Dia menjelaskan, tidak ada persoalan dengan kinerja investasi di Indonesia. Investasi Indonesia bahkan termasuk yang tertinggi dibandingkan negara-negara lain di ASEAN. "Apa yang salah dengan investasi kita? Tidak ada yang salah. Investasi per PDB ya, 32,3 persen dari PDB. Negara ASEAN lain, semua di bawah 30 persen," kata dia, dalam diskusi, di Jakarta, Rabu (17/7).

"Investasi kita hanya dikalahkan Cina, 40 persen lebih dari PDB," ujarnya. Karena itu, mengaku cemas bahwa setiap kebijakan yang diarahkan untuk mendorong investasi, didasarkan pada pemikiran dan diagnosa masalah yang tidak tepat.

"Kemudian kalau kita lihat kredit perbankan 12 bulan terakhir itu double digit terus, 11 persen. Investasi asing tahun 2018 itu kita nomor 16 terbesar di dunia. Naik dari 2017 urutan 18. Enggak ada yang salah dengan investasi. Diagnosis ini yang saya takut salah," tegasnya.

Menurut dia masalah yang sebenarnya yang terjadi di Indonesia adalah tinggi nilai ICOR (Incremental Capital output Ratio). Skor ICOR Indonesia saat ini jauh lebih rendah dibandingkan zaman orde baru. Makin tinggi nilai ICOR menunjukkan makin tidak efisiennya investasi di suatu negara.

"Yang salah, investasi banyak hasil sedikit. Jadi ada masalah dengan efisien investasi. ICOR-nya tinggi. Untuk menambah satu unit output di Indonesia sekarang dibutuhkan modal 6,2. Zaman orde baru bisa tumbuh double digit karena ICOR-nya 4 persen. Jadi 32 bagi 4 ya 8 persen pertumbuhannya. Sekarang 32 dibagi 6,2 ya 5,17. Kenapa ICOR tinggi. Tapi tiba-tiba super deduction tax," jelas dia.

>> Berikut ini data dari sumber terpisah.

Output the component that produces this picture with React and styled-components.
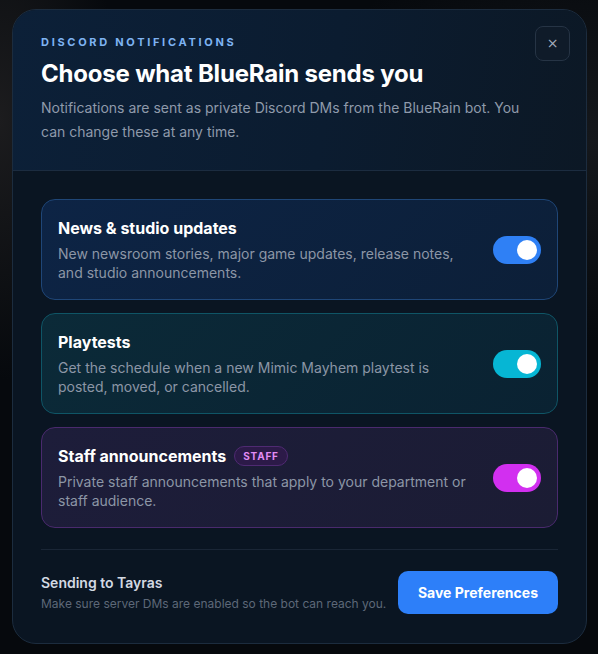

Karena itu, dia berharap para pejabat negara, terutama para Menteri dapat membuat kajian atau diagnosa yang tepat terkait persoalan dalam perekonomian.

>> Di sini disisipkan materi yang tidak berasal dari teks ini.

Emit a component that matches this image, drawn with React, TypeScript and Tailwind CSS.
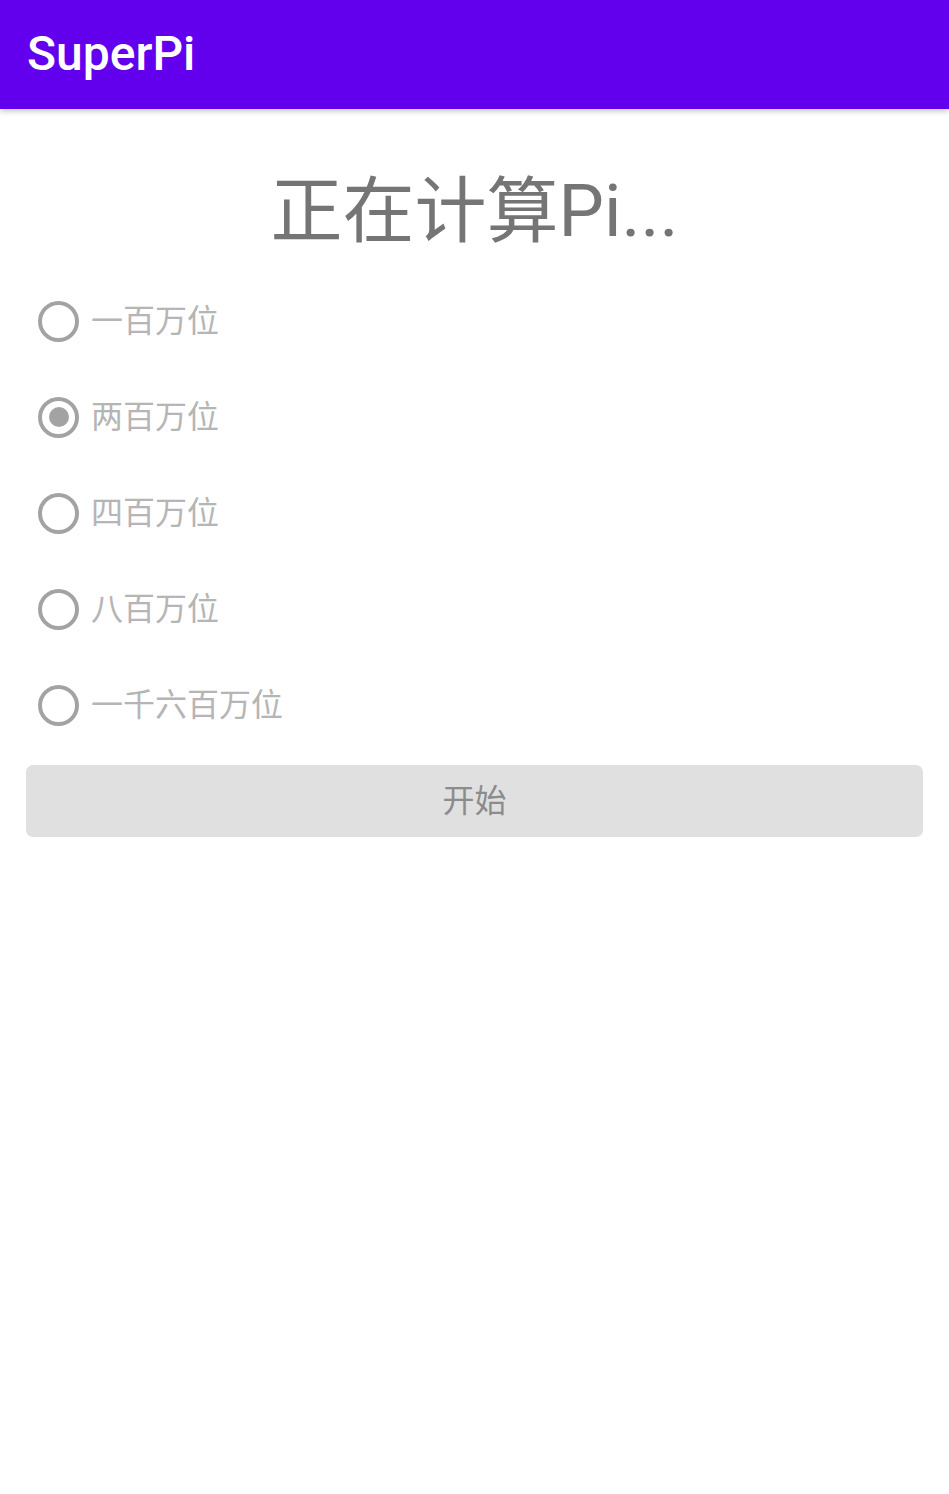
const options = ["一百万位", "两百万位", "四百万位", "八百万位", "一千六百万位"];

const font = { fontFamily: "Roboto, 'Noto Sans CJK SC', sans-serif" };

const Radio = ({ label, checked }: { label: string; checked: boolean }) => (
  <div className="flex items-center h-[96px] pl-[12px]">
    <span className="flex items-center justify-center w-[41px] h-[41px] rounded-full border-[4px] border-[#a3a3a3]">
      {checked && <span className="w-[20px] h-[20px] rounded-full bg-[#a3a3a3]" />}
    </span>
    <span className="ml-[12px] text-[32px] leading-none text-[#b5b5b5]">{label}</span>
  </div>
);

const App = () => {
  return (
    <div className="min-h-[1494px] bg-white" style={font}>
      <div className="h-[109px] bg-[#6200ee] flex items-center px-[27px] shadow-[0_2px_6px_rgba(0,0,0,0.25)] relative">
        <h1 className="text-[48px] font-medium text-white leading-none -mt-[2px]">SuperPi</h1>
      </div>
      <div className="px-[26px]">
        <p className="text-center text-[72px] leading-none text-[#757575] mt-[67px] mb-[25px]">正在计算Pi...</p>
        <div className="flex flex-col">
          {options.map((o, i) => (
            <Radio key={o} label={o} checked={i === 1} />
          ))}
        </div>
        <button className="mt-[12px] w-full h-[72px] rounded-[7px] bg-[#e0e0e0] text-[32px] text-[#8c8c8c]">
          开始
        </button>
      </div>
    </div>
  );
};

export default App;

"Saya takut semua kebijakan ini datang dari mulut Presiden. Sidang kabinet, presiden bilang investasi tidak nendang. Presiden datang ke sidang kabinet bilang ekspor tidak nendang. Oleh karena itu mau bikin Kementerian Investasi, Kementerian Ekspor terus semua mengiyakan tanpa mendiagnosis," tandasnya.